++++ Provided data ++++

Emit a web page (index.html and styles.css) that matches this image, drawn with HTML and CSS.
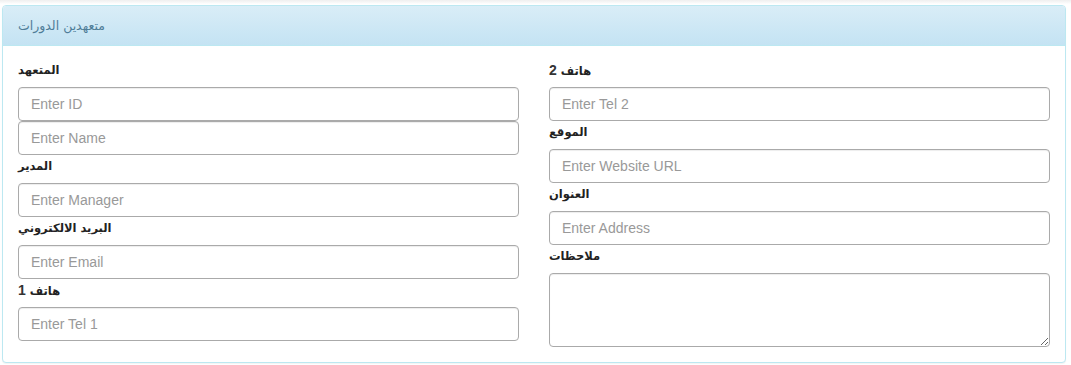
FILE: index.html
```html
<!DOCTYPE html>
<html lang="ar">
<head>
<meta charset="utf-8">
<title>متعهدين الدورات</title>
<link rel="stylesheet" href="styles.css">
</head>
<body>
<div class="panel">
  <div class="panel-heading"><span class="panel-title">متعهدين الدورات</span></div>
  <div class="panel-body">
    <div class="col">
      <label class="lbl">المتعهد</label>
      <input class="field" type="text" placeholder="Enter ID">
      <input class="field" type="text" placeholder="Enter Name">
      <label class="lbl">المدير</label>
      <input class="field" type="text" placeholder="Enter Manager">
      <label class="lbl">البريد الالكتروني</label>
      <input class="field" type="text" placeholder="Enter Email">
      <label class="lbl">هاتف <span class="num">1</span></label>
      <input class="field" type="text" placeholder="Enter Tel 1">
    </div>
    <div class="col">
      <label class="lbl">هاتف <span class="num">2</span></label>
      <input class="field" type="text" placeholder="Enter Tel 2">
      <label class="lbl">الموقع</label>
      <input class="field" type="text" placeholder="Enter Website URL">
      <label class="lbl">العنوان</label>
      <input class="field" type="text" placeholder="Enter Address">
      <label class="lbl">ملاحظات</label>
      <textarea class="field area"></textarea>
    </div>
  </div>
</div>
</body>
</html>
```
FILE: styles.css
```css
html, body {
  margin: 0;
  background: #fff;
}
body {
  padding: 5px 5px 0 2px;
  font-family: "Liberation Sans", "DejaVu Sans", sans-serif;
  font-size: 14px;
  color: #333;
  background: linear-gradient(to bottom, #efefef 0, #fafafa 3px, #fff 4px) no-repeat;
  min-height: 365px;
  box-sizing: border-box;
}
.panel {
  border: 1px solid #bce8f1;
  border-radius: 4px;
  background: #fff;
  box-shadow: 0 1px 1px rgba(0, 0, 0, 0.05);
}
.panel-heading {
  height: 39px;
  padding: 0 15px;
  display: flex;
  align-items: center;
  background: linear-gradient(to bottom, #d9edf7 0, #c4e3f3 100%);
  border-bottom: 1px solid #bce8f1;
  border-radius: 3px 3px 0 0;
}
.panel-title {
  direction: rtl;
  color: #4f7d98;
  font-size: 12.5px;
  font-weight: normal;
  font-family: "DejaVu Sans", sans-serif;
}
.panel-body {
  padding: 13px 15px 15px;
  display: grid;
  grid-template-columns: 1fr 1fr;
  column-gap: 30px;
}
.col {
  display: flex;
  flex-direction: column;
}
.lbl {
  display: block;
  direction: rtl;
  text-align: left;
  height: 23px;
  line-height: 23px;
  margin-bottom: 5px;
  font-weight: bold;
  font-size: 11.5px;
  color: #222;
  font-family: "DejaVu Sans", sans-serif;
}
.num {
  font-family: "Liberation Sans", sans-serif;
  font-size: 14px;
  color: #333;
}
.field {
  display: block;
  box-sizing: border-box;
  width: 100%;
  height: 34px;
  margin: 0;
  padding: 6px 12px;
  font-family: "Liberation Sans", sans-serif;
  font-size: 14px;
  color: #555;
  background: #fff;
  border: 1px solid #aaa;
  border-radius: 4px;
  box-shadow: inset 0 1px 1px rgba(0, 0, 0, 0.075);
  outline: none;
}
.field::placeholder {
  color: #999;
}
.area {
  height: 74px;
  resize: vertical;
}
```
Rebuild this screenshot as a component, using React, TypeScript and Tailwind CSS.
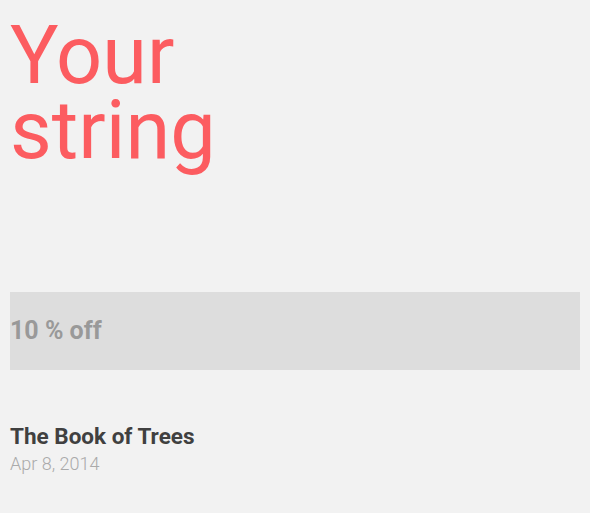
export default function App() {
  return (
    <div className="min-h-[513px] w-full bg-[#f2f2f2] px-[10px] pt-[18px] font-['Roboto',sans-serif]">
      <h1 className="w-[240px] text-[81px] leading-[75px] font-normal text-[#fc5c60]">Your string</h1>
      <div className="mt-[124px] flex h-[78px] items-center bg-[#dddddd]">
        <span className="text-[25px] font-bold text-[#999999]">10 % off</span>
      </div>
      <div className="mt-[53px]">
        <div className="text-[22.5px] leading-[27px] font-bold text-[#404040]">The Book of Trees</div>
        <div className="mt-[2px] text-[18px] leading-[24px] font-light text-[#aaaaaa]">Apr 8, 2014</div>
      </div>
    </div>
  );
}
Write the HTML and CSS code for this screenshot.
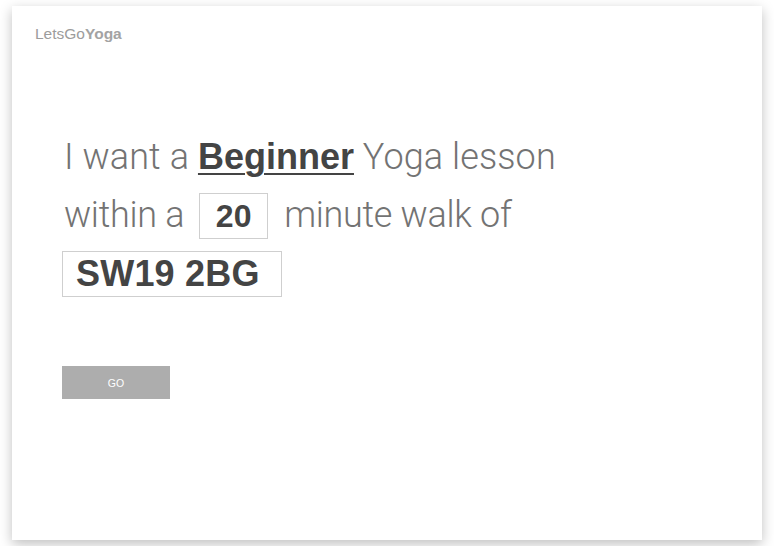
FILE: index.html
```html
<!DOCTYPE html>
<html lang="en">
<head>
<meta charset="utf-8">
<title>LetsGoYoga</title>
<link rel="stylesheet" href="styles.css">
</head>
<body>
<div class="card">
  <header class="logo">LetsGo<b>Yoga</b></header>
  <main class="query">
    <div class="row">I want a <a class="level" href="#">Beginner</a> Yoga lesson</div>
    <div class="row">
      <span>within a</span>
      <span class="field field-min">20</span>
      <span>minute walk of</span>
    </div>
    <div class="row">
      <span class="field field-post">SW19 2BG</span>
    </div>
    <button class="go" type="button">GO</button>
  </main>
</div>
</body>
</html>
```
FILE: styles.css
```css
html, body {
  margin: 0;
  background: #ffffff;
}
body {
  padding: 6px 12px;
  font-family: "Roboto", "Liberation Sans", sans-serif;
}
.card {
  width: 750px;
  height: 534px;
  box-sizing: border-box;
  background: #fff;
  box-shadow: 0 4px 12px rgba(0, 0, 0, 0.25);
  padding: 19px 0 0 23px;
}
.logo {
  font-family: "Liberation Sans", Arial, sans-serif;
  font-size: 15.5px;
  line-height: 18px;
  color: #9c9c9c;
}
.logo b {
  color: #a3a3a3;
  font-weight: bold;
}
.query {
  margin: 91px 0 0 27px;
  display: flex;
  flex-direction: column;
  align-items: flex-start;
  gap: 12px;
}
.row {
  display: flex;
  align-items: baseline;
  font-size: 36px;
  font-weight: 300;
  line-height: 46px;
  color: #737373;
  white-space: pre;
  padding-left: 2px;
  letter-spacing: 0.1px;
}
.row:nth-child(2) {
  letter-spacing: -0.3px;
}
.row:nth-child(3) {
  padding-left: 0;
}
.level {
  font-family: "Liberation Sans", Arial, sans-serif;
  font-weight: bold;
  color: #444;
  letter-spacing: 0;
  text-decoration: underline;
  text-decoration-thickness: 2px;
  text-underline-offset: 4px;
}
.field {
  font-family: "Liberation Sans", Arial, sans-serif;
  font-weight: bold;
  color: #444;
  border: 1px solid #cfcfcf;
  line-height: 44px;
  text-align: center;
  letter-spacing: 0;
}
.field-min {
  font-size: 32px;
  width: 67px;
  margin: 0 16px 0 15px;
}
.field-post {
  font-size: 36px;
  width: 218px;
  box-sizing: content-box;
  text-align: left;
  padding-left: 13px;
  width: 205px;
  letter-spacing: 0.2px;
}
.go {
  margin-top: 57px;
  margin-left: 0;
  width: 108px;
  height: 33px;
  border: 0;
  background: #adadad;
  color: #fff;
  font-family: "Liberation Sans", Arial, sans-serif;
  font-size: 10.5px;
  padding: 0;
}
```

++++

- Direction -
Each record above must be returned exactly as written, with its pictures omitted.

- Answer below -
Emit a web page (index.html and styles.css) that matches this image, drawn with HTML and CSS.
FILE: index.html
```html
<!DOCTYPE html>
<html lang="ar">
<head>
<meta charset="utf-8">
<title>متعهدين الدورات</title>
<link rel="stylesheet" href="styles.css">
</head>
<body>
<div class="panel">
  <div class="panel-heading"><span class="panel-title">متعهدين الدورات</span></div>
  <div class="panel-body">
    <div class="col">
      <label class="lbl">المتعهد</label>
      <input class="field" type="text" placeholder="Enter ID">
      <input class="field" type="text" placeholder="Enter Name">
      <label class="lbl">المدير</label>
      <input class="field" type="text" placeholder="Enter Manager">
      <label class="lbl">البريد الالكتروني</label>
      <input class="field" type="text" placeholder="Enter Email">
      <label class="lbl">هاتف <span class="num">1</span></label>
      <input class="field" type="text" placeholder="Enter Tel 1">
    </div>
    <div class="col">
      <label class="lbl">هاتف <span class="num">2</span></label>
      <input class="field" type="text" placeholder="Enter Tel 2">
      <label class="lbl">الموقع</label>
      <input class="field" type="text" placeholder="Enter Website URL">
      <label class="lbl">العنوان</label>
      <input class="field" type="text" placeholder="Enter Address">
      <label class="lbl">ملاحظات</label>
      <textarea class="field area"></textarea>
    </div>
  </div>
</div>
</body>
</html>
```
FILE: styles.css
```css
html, body {
  margin: 0;
  background: #fff;
}
body {
  padding: 5px 5px 0 2px;
  font-family: "Liberation Sans", "DejaVu Sans", sans-serif;
  font-size: 14px;
  color: #333;
  background: linear-gradient(to bottom, #efefef 0, #fafafa 3px, #fff 4px) no-repeat;
  min-height: 365px;
  box-sizing: border-box;
}
.panel {
  border: 1px solid #bce8f1;
  border-radius: 4px;
  background: #fff;
  box-shadow: 0 1px 1px rgba(0, 0, 0, 0.05);
}
.panel-heading {
  height: 39px;
  padding: 0 15px;
  display: flex;
  align-items: center;
  background: linear-gradient(to bottom, #d9edf7 0, #c4e3f3 100%);
  border-bottom: 1px solid #bce8f1;
  border-radius: 3px 3px 0 0;
}
.panel-title {
  direction: rtl;
  color: #4f7d98;
  font-size: 12.5px;
  font-weight: normal;
  font-family: "DejaVu Sans", sans-serif;
}
.panel-body {
  padding: 13px 15px 15px;
  display: grid;
  grid-template-columns: 1fr 1fr;
  column-gap: 30px;
}
.col {
  display: flex;
  flex-direction: column;
}
.lbl {
  display: block;
  direction: rtl;
  text-align: left;
  height: 23px;
  line-height: 23px;
  margin-bottom: 5px;
  font-weight: bold;
  font-size: 11.5px;
  color: #222;
  font-family: "DejaVu Sans", sans-serif;
}
.num {
  font-family: "Liberation Sans", sans-serif;
  font-size: 14px;
  color: #333;
}
.field {
  display: block;
  box-sizing: border-box;
  width: 100%;
  height: 34px;
  margin: 0;
  padding: 6px 12px;
  font-family: "Liberation Sans", sans-serif;
  font-size: 14px;
  color: #555;
  background: #fff;
  border: 1px solid #aaa;
  border-radius: 4px;
  box-shadow: inset 0 1px 1px rgba(0, 0, 0, 0.075);
  outline: none;
}
.field::placeholder {
  color: #999;
}
.area {
  height: 74px;
  resize: vertical;
}
```
Rebuild this screenshot as a component, using React, TypeScript and Tailwind CSS.
export default function App() {
  return (
    <div className="min-h-[513px] w-full bg-[#f2f2f2] px-[10px] pt-[18px] font-['Roboto',sans-serif]">
      <h1 className="w-[240px] text-[81px] leading-[75px] font-normal text-[#fc5c60]">Your string</h1>
      <div className="mt-[124px] flex h-[78px] items-center bg-[#dddddd]">
        <span className="text-[25px] font-bold text-[#999999]">10 % off</span>
      </div>
      <div className="mt-[53px]">
        <div className="text-[22.5px] leading-[27px] font-bold text-[#404040]">The Book of Trees</div>
        <div className="mt-[2px] text-[18px] leading-[24px] font-light text-[#aaaaaa]">Apr 8, 2014</div>
      </div>
    </div>
  );
}
Write the HTML and CSS code for this screenshot.
FILE: index.html
```html
<!DOCTYPE html>
<html lang="en">
<head>
<meta charset="utf-8">
<title>LetsGoYoga</title>
<link rel="stylesheet" href="styles.css">
</head>
<body>
<div class="card">
  <header class="logo">LetsGo<b>Yoga</b></header>
  <main class="query">
    <div class="row">I want a <a class="level" href="#">Beginner</a> Yoga lesson</div>
    <div class="row">
      <span>within a</span>
      <span class="field field-min">20</span>
      <span>minute walk of</span>
    </div>
    <div class="row">
      <span class="field field-post">SW19 2BG</span>
    </div>
    <button class="go" type="button">GO</button>
  </main>
</div>
</body>
</html>
```
FILE: styles.css
```css
html, body {
  margin: 0;
  background: #ffffff;
}
body {
  padding: 6px 12px;
  font-family: "Roboto", "Liberation Sans", sans-serif;
}
.card {
  width: 750px;
  height: 534px;
  box-sizing: border-box;
  background: #fff;
  box-shadow: 0 4px 12px rgba(0, 0, 0, 0.25);
  padding: 19px 0 0 23px;
}
.logo {
  font-family: "Liberation Sans", Arial, sans-serif;
  font-size: 15.5px;
  line-height: 18px;
  color: #9c9c9c;
}
.logo b {
  color: #a3a3a3;
  font-weight: bold;
}
.query {
  margin: 91px 0 0 27px;
  display: flex;
  flex-direction: column;
  align-items: flex-start;
  gap: 12px;
}
.row {
  display: flex;
  align-items: baseline;
  font-size: 36px;
  font-weight: 300;
  line-height: 46px;
  color: #737373;
  white-space: pre;
  padding-left: 2px;
  letter-spacing: 0.1px;
}
.row:nth-child(2) {
  letter-spacing: -0.3px;
}
.row:nth-child(3) {
  padding-left: 0;
}
.level {
  font-family: "Liberation Sans", Arial, sans-serif;
  font-weight: bold;
  color: #444;
  letter-spacing: 0;
  text-decoration: underline;
  text-decoration-thickness: 2px;
  text-underline-offset: 4px;
}
.field {
  font-family: "Liberation Sans", Arial, sans-serif;
  font-weight: bold;
  color: #444;
  border: 1px solid #cfcfcf;
  line-height: 44px;
  text-align: center;
  letter-spacing: 0;
}
.field-min {
  font-size: 32px;
  width: 67px;
  margin: 0 16px 0 15px;
}
.field-post {
  font-size: 36px;
  width: 218px;
  box-sizing: content-box;
  text-align: left;
  padding-left: 13px;
  width: 205px;
  letter-spacing: 0.2px;
}
.go {
  margin-top: 57px;
  margin-left: 0;
  width: 108px;
  height: 33px;
  border: 0;
  background: #adadad;
  color: #fff;
  font-family: "Liberation Sans", Arial, sans-serif;
  font-size: 10.5px;
  padding: 0;
}
```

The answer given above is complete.